13 June 2012 | Panama
Capitan
5/1/12 – 6/1/12: Sailing Backwards and Bending Over Before The Universe: In these days it was hard to find a potato chip bag on my boat, but as my buddies from L.A. had been on it for a while this empty Lay’s bag was flying in the air peacefully in the cockpit at the cabin door while the vicious thunderstorm was hauling over us with repeated lightning strikes all around and as 35 knot wind was tipping the overpowered sail configuration over. One guy with slightly white-trashed sunglasses was desperately lifting the mainsail at the mast with clearly entangled cables hanging out from the winch chamber. The other guy looking also at me was tightening the mainsail with a diving boot entangled around the winch underneath the rope next to the flying potato chip bag. I was cracking up at the helm so loud that I could not talk at all.

Well, going a little backwards, we continued the Darien river trip with the hostel crew after the log fest. After we pulled back from Rio Tuira due to logs we entered Rio Sabana and made it to an indigenous village all the way in the end. The difference between the rivers was like night and day. Sabana had clear and deep waters, lots of width and I and New Caledonian older dude had our special plan to gain the respect of Indians and take something valuable to the oldest village guys. I had digged out some brand new fishing hooks and he got some Polynesian t-shirt to give away.
The two oldest guys half smaller than me were showing around the places and telling the history of the tribe how they had to move down from the mountains for food to the river and that fishing was keeping them alive. They were very friendly and offered to organize a traditional dinner with all the costumes and rain dances. Unfortunately the tide did not allow us to stay that deep up the river and both of the boat’s (Ira’s and mine) had some outboard issues limiting the range to go back up.
We timed the exit from the river again with the tides. This happened to be 3am so it was slightly tricky with dozens of fishing pangas everywhere with barely no lights. The two thunderstorms early in the morning hours did not bother us too much. I was able to avoid them based on the radar information. We spent another night at the Perlas and returned happy and tired with new stories to celebrate a bit of the trip.

I started preparing the next surf and dive trip to West Panama toward Costa Rica with couple of L.A. friends coming over in a few days. We had coordinates to surf spots and diving spots and some local guidance from friends working in dive and surf centers. The boat seemed to be solid after some regular maintenance on bunch of little things and wires and organizing everything more seaworthy for going around Punta Mala (a notoriously windy point with 5 knot currents).

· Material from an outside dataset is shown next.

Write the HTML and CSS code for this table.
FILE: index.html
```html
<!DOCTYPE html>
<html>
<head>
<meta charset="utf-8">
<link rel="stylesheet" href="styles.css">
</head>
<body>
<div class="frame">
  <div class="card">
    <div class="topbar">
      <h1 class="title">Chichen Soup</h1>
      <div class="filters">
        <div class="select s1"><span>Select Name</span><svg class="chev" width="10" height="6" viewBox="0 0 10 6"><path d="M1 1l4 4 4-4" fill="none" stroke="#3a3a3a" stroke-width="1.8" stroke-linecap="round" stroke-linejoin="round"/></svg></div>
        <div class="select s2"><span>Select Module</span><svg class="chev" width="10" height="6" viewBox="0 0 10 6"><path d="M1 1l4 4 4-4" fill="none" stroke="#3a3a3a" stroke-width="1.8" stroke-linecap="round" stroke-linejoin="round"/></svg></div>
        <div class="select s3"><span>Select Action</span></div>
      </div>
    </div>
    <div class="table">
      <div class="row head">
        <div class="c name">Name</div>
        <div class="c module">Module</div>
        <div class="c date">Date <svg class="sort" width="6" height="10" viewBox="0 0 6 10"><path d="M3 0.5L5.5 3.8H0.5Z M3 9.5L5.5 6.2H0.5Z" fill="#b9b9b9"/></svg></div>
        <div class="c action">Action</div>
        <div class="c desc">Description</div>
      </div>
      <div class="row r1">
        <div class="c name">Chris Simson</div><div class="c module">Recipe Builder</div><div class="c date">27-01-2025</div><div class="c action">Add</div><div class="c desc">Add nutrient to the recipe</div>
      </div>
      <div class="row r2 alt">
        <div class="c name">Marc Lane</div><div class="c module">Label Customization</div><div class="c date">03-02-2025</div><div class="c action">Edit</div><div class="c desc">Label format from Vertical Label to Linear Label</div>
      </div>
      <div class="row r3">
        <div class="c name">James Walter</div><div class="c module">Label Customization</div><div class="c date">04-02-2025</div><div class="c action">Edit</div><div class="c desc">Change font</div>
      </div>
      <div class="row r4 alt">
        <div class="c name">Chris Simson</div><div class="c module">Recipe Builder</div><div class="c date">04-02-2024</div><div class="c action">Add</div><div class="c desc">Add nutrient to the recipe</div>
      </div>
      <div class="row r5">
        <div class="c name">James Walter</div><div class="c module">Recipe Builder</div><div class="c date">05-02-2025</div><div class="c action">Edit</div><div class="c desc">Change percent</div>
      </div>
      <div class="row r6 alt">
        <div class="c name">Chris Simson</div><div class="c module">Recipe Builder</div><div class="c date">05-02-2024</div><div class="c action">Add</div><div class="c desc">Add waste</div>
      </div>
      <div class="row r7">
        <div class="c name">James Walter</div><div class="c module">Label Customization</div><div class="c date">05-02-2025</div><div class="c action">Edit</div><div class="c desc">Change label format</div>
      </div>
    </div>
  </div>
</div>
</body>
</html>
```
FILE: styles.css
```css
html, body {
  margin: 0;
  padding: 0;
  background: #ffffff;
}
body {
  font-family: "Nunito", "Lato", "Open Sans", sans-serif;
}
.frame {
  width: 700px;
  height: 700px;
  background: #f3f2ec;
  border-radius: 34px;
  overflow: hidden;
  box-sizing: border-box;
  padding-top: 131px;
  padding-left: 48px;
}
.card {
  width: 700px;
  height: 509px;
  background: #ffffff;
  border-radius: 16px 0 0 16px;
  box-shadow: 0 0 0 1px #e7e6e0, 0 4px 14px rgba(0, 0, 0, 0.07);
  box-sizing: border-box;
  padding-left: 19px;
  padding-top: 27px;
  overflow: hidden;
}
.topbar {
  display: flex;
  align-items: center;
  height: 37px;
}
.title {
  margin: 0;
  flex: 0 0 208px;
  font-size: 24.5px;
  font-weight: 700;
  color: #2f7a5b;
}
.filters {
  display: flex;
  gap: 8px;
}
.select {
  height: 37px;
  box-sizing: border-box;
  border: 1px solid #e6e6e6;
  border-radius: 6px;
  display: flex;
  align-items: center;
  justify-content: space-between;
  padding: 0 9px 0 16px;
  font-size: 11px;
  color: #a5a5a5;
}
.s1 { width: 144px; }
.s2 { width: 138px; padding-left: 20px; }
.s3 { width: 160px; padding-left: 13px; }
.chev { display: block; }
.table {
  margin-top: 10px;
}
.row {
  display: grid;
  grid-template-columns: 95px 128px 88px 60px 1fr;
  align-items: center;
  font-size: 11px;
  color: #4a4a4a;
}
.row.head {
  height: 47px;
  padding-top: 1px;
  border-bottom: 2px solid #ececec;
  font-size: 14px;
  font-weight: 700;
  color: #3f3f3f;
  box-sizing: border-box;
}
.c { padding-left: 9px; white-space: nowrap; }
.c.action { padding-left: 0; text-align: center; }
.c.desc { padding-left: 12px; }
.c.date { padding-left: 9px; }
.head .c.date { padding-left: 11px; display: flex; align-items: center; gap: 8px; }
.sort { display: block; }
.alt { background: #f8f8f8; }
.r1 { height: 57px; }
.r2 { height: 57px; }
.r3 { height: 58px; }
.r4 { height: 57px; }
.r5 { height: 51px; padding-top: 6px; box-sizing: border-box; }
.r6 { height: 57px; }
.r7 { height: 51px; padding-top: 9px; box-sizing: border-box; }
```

We took off with the friends in the morning as tides and currents were more favorable, but right after the diesel run the motors shut down and we started sailing slowly right in front of Panama City. It took me a little while to figure out that filters were clogged up and there was no good diesel left in the tank. I called my Hungarian mechanic friend to speed up any additional issues; immediate answer in the phone with strong eastern European accent “I’m already packing up my tools” So we sailed back, anchored, after airing the systems changing some more filters we finally got the thing running and took off. The wind had built up to straight at nose 16 knots and raised a uncomfortable waves with current going the other way. We were not making much progress and decided to pull in around a long sand bar called Punta Chame for the night. One of the guys went surfing even I warned him about strong currents in this area. In 10 minutes he came back barely making it back to the boat due to the currents.

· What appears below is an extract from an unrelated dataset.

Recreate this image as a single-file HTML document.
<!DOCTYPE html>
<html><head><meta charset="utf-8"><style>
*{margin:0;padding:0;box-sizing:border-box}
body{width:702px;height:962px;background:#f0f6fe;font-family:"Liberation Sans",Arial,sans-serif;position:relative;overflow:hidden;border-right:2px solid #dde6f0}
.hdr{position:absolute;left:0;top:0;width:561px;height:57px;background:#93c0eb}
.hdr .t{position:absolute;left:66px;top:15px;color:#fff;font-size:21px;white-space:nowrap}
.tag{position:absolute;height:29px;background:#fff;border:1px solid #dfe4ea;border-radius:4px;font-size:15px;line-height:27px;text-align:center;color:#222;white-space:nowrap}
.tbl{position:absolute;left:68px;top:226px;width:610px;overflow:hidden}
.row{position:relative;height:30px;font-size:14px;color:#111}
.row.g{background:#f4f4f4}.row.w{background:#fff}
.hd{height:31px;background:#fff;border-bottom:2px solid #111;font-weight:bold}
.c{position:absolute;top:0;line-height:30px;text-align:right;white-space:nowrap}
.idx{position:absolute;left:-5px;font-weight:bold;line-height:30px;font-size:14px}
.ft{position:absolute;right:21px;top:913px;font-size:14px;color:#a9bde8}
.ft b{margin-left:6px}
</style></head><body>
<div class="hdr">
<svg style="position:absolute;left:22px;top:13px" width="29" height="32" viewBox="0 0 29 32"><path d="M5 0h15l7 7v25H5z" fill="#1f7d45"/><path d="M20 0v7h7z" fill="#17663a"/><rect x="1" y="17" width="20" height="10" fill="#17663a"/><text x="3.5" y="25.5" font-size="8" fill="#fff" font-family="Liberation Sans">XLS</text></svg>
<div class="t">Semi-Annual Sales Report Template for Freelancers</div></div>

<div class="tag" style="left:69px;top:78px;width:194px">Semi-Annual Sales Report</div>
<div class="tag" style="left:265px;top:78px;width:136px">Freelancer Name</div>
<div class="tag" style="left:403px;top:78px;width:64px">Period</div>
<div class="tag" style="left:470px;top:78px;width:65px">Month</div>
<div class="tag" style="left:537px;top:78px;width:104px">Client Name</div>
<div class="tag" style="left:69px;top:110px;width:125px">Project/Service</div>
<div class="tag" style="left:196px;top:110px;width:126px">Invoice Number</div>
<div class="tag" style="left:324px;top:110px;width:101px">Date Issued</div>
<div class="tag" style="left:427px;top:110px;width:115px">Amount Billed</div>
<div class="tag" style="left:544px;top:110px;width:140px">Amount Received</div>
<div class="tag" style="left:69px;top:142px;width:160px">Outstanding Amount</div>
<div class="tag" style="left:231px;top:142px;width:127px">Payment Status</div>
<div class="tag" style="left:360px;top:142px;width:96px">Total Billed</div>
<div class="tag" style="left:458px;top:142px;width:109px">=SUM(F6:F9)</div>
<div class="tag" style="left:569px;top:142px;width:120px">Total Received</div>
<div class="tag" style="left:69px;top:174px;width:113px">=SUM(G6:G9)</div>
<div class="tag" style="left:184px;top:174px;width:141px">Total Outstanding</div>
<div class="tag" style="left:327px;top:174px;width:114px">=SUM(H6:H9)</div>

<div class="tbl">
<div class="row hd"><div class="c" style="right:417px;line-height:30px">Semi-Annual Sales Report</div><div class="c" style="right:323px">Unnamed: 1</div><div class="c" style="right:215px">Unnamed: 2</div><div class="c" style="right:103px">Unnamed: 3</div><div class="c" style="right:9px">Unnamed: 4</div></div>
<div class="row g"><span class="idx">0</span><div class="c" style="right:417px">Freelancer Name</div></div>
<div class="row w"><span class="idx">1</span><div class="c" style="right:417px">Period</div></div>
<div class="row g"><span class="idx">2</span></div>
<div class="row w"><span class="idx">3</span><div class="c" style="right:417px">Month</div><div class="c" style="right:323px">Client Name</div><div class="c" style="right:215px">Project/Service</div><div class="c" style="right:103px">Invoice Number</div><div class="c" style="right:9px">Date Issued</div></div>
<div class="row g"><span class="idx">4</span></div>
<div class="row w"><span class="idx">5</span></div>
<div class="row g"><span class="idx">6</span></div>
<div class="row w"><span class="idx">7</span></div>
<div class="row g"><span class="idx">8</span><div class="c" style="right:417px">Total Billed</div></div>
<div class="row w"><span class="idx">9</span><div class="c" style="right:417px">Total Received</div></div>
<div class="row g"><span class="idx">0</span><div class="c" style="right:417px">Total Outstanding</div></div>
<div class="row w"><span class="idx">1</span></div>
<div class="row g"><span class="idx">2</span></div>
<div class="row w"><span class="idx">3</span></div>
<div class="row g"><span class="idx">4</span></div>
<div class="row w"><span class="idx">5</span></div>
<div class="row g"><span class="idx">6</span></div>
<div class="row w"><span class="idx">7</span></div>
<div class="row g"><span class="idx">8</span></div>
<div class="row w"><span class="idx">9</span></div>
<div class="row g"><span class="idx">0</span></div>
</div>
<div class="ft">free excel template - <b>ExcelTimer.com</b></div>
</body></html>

We continued to Punta Mala, the weather was nicer, hot and sunny and the wind was against us of course. After the sunset we got around the Punta Mala in a light wind. Then I took a rest and let the guys navigate to Playa Venao to get some sleep again. The boys excited to open the rum reserve on the way and I woke up in a concerned voice; “We passed the anchorage already, I don’t know where we are” Turned out that the island did pass us from a good distance and that all was great, but due to the rum trick the guys forgot to follow up the course and forgot where we were going. After a real loud arrival and all the sailing lines attached to wrong places and with seriously random knots and couple of small items missing from the deck we slept well and continued toward Santa Catalina.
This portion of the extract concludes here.